Sometimes I don’t delete negative instagram comments. I wait until they tally up some likes. Then I go see who liked the negative comment and block them. That way the person who left the negative comment did a service for me. They worked for me for free.
Dear Diary,
I went back to the gym for the first time since before the holidays today. Struggling to remember what it is I’m supposed to do here. I took a bite out of a dumbbell and that wasn’t right, but I’m close. I can feel it.
The easiest way to burn fat is cremation.
Date: i love cats
Me: [trying to impress] *slowly pushes her plate off the table*
[being held back by fireman as i try to run back in the house during earthquake]
“MY ETCH A SKETCHES”
I can’t get over the fact that the word “gullible” upside-down looks like a cat.
If I’ve said it once, I’ve said it a thousand times: “I can’t keep track of how often I say things.”
Ninety percent of being an accountant is fighting off the babes…
Can’t leave this facebook group because someone has raccoons living under their bathtub and now I’m invested in how it plays out
Heard someone on TV talking about a “decades old” song and my mind immediately went to the 1970s.
2001. The song they were talking about was from 2001.
I’m so old they didn’t even name my generation. They just called us hoodlums.
Please stop adding noises to your songs that sound like maybe something is wrong with my car.
(tickling you a little) add me to your cell phone plan dude cmon
[Friend] Kyle, u have to stop referring to your Ballet Club as a “gang”
[Me & my gang all do 2 pirouettes and stop in unison] “Not a chance”
i love corporate logic because a company will fire an entire newsroom full of award-winning journalists to spare the $500k salary of a guy in a corner office whose title is like Senior Vice President of Bad Decision-Making
[in restaurant]
“Waiter, I’d like the soup please.
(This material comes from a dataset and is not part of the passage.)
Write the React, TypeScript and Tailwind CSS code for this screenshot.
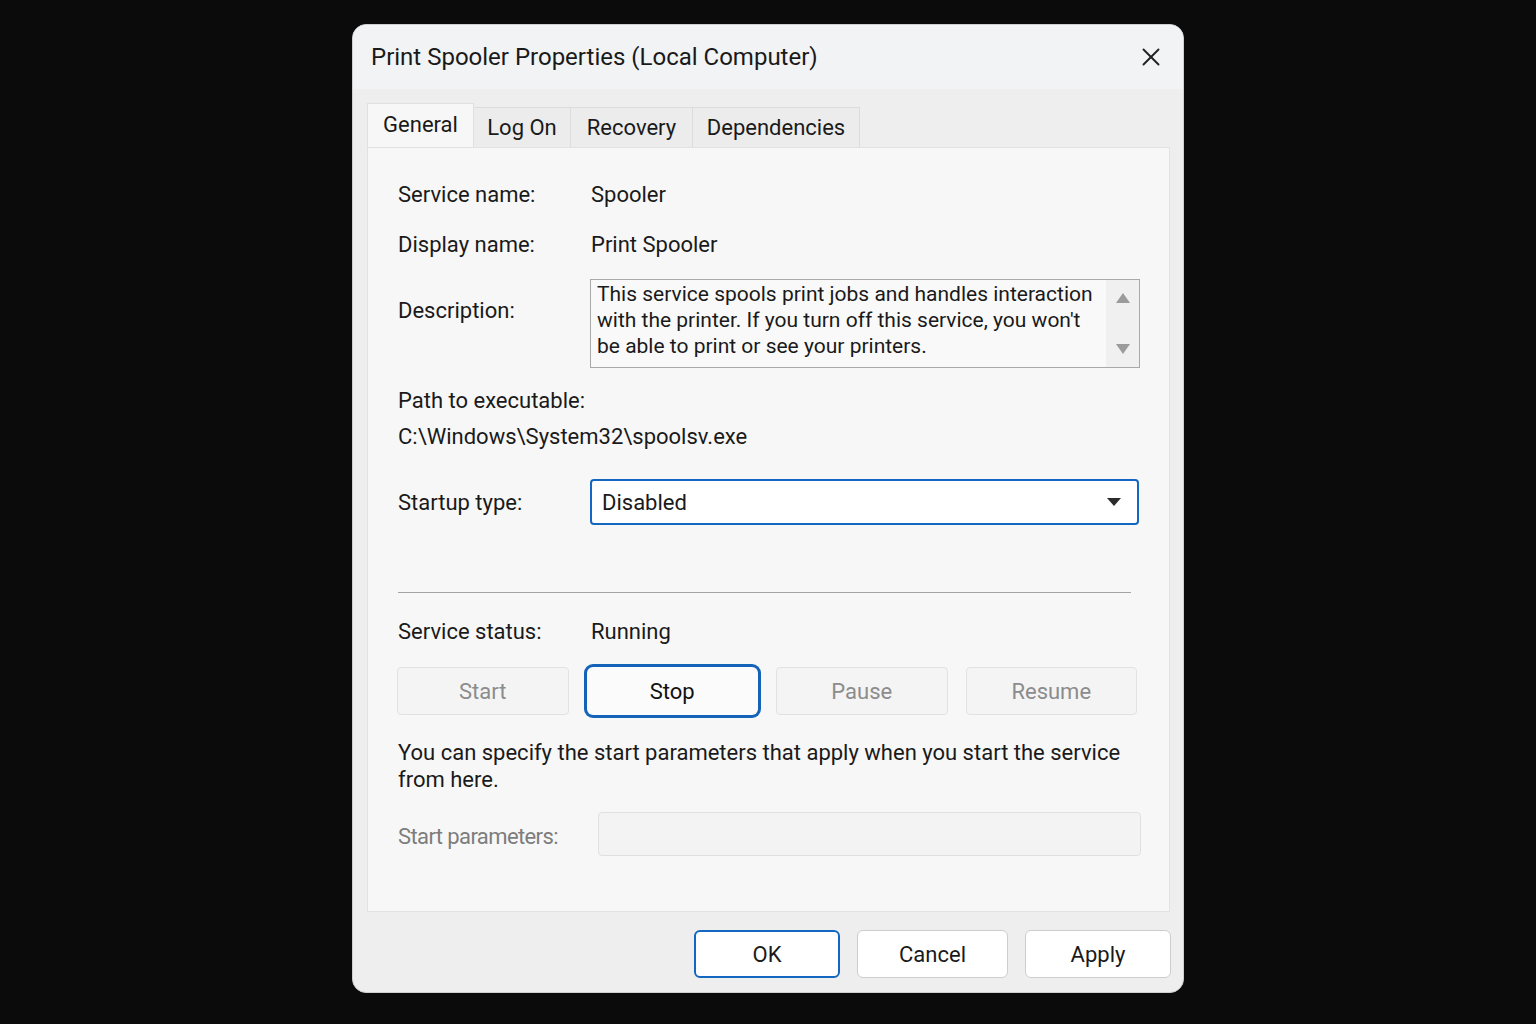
import { X } from "lucide-react";

function ActionButton({ label, active }: { label: string; active?: boolean }) {
  if (active) {
    return (
      <button className="h-[48px] rounded-[6px] bg-[#fbfbfb] text-[#111] ring-[3px] ring-[#1463b8] text-[22px]">
        {label}
      </button>
    );
  }
  return (
    <button className="h-[48px] rounded-[4px] border border-[#e2e2e2] bg-[#f4f4f4] text-[22px] text-[#8c8c8c]">
      {label}
    </button>
  );
}

export default function App() {
  return (
    <div
      className="min-h-screen w-full bg-[#0b0b0b] flex justify-center pt-[24px]"
      style={{ fontFamily: "Roboto, 'Liberation Sans', sans-serif" }}
    >
      <div className="w-[832px] h-[969px] rounded-[14px] border border-[#cfcfcf] bg-[#eeeeee] overflow-hidden flex flex-col">
        {/* title bar */}
        <div className="h-[64px] bg-[#f2f3f5] flex items-center justify-between pl-[18px] pr-[17px]">
          <span className="text-[24px] text-[#1a1a1a]">Print Spooler Properties (Local Computer)</span>
          <X className="w-[30px] h-[30px] text-[#222]" strokeWidth={1.5} />
        </div>

        <div className="px-[14px] pt-[14px] flex flex-col">
          {/* tabs */}
          <div className="flex items-end h-[44px]">
            <div className="h-[44px] w-[107px] bg-[#f7f7f7] border border-b-0 border-[#e0e0e0] flex items-center justify-center text-[22px] text-[#1a1a1a] pb-[3px]">
              General
            </div>
            <div className="h-[40px] w-[97px] bg-[#ececec] border-t border-r border-[#dcdcdc] flex items-center justify-center text-[22px] text-[#1a1a1a]">
              Log On
            </div>
            <div className="h-[40px] w-[122px] bg-[#ececec] border-t border-r border-[#dcdcdc] flex items-center justify-center text-[22px] text-[#1a1a1a]">
              Recovery
            </div>
            <div className="h-[40px] w-[167px] bg-[#ececec] border-t border-r border-[#dcdcdc] flex items-center justify-center text-[22px] text-[#1a1a1a]">
              Dependencies
            </div>
          </div>

          {/* panel */}
          <div className="h-[765px] w-[803px] bg-[#f7f7f7] border border-[#e2e2e2] pl-[30px] pr-[29px] pt-[31px] text-[22px] text-[#1a1a1a] flex flex-col">
            <div className="flex h-[30px] items-center">
              <span className="w-[193px]">Service name:</span>
              <span>Spooler</span>
            </div>
            <div className="flex h-[30px] items-center mt-[20px]">
              <span className="w-[193px]">Display name:</span>
              <span>Print Spooler</span>
            </div>
            <div className="flex mt-[20px]">
              <span className="w-[192px] pt-[15px]">Description:</span>
              <div className="flex-1 h-[89px] border border-[#a9a9a9] bg-[#f9f9f9] flex">
                <p className="flex-1 pl-[6px] pt-[1px] text-[21px] leading-[26px]">
                  This service spools print jobs and handles interaction with the printer. If you turn off this
                  service, you won't be able to print or see your printers.
                </p>
                <div className="w-[33px] bg-[#f0f0f0] flex flex-col items-center justify-between py-[13px]">
                  <svg width="14" height="10" viewBox="0 0 14 10">
                    <path d="M7 0 L14 10 L0 10 Z" fill="#9b9b9b" />
                  </svg>
                  <svg width="14" height="10" viewBox="0 0 14 10">
                    <path d="M0 0 L14 0 L7 10 Z" fill="#9b9b9b" />
                  </svg>
                </div>
              </div>
            </div>
            <div className="h-[30px] flex items-center mt-[17px]">Path to executable:</div>
            <div className="h-[30px] flex items-center mt-[6px]">C:\Windows\System32\spoolsv.exe</div>
            <div className="flex items-center mt-[28px]">
              <span className="w-[192px]">Startup type:</span>
              <div className="flex-1 h-[46px] mr-[1px] rounded-[4px] border-2 border-[#1467c0] bg-white flex items-center justify-between pl-[10px] pr-[16px]">
                <span>Disabled</span>
                <svg width="14" height="8" viewBox="0 0 14 8">
                  <path d="M0 0 L14 0 L7 8 Z" fill="#2b2b2b" />
                </svg>
              </div>
            </div>

            <div className="mt-[67px] mr-[9px] h-px bg-[#a3a3a3]" />

            <div className="flex h-[30px] items-center mt-[23px]">
              <span className="w-[193px]">Service status:</span>
              <span>Running</span>
            </div>
            <div className="grid grid-cols-4 gap-[18px] mt-[21px] mr-[3px] -ml-px">
              <ActionButton label="Start" />
              <ActionButton label="Stop" active />
              <ActionButton label="Pause" />
              <ActionButton label="Resume" />
            </div>

            <p className="mt-[24px] leading-[27px]">
              You can specify the start parameters that apply when you start the service from here.
            </p>

            <div className="flex items-center mt-[19px]">
              <span className="w-[200px] text-[#7d7d7d] pt-[4px] tracking-[-0.6px]">Start parameters:</span>
              <div className="flex-1 h-[44px] -mr-px rounded-[4px] border border-[#e0e0e0] bg-[#f3f3f3]" />
            </div>
          </div>
        </div>

        {/* footer buttons */}
        <div className="flex justify-end gap-[17px] pr-[12px] mt-[18px] text-[22px] text-[#1a1a1a]">
          <button className="w-[146px] h-[48px] rounded-[6px] border-2 border-[#1467c0] bg-white">OK</button>
          <button className="w-[151px] h-[48px] rounded-[6px] border border-[#cdcdcd] bg-white">Cancel</button>
          <button className="w-[146px] h-[48px] rounded-[6px] border border-[#cdcdcd] bg-white">Apply</button>
        </div>
      </div>
    </div>
  );
}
What is it?”
“Well, it’s kinda like a drink but with lumps in it”.
Had a guy compliment me on my neck…
hmm..
So on a hunky vampire scale from “Twilight” to “The Lost Boys”, how freaky is this about to get?
“I heard you were responsible for like 30 million deaths. That’s crazy.” Jimmy Fallon interviewing Stalin
Not to brag, but I can usually tell if meat has spoiled between 4-6 hours after eating it.
Me: you look tired. Would you like to take a little nap?
4: I wasn’t yawning. I was doing my yawning exercises.
My family is driving me more nuts than usual. If you find me wandering the streets in a daze, please don’t return me home.
Police are advising to not approach the two suspects allegedly involved in the robbery of the mannequin factory as they are dangerous and heavily armed.
Me: Let’s go outside & make love in the rain.
Her: What if there’s lightning?
Me: Then you get to be on top…
I visited my mother today. She thumped her dog on the nose for growling. My childhood makes a lot more sense now.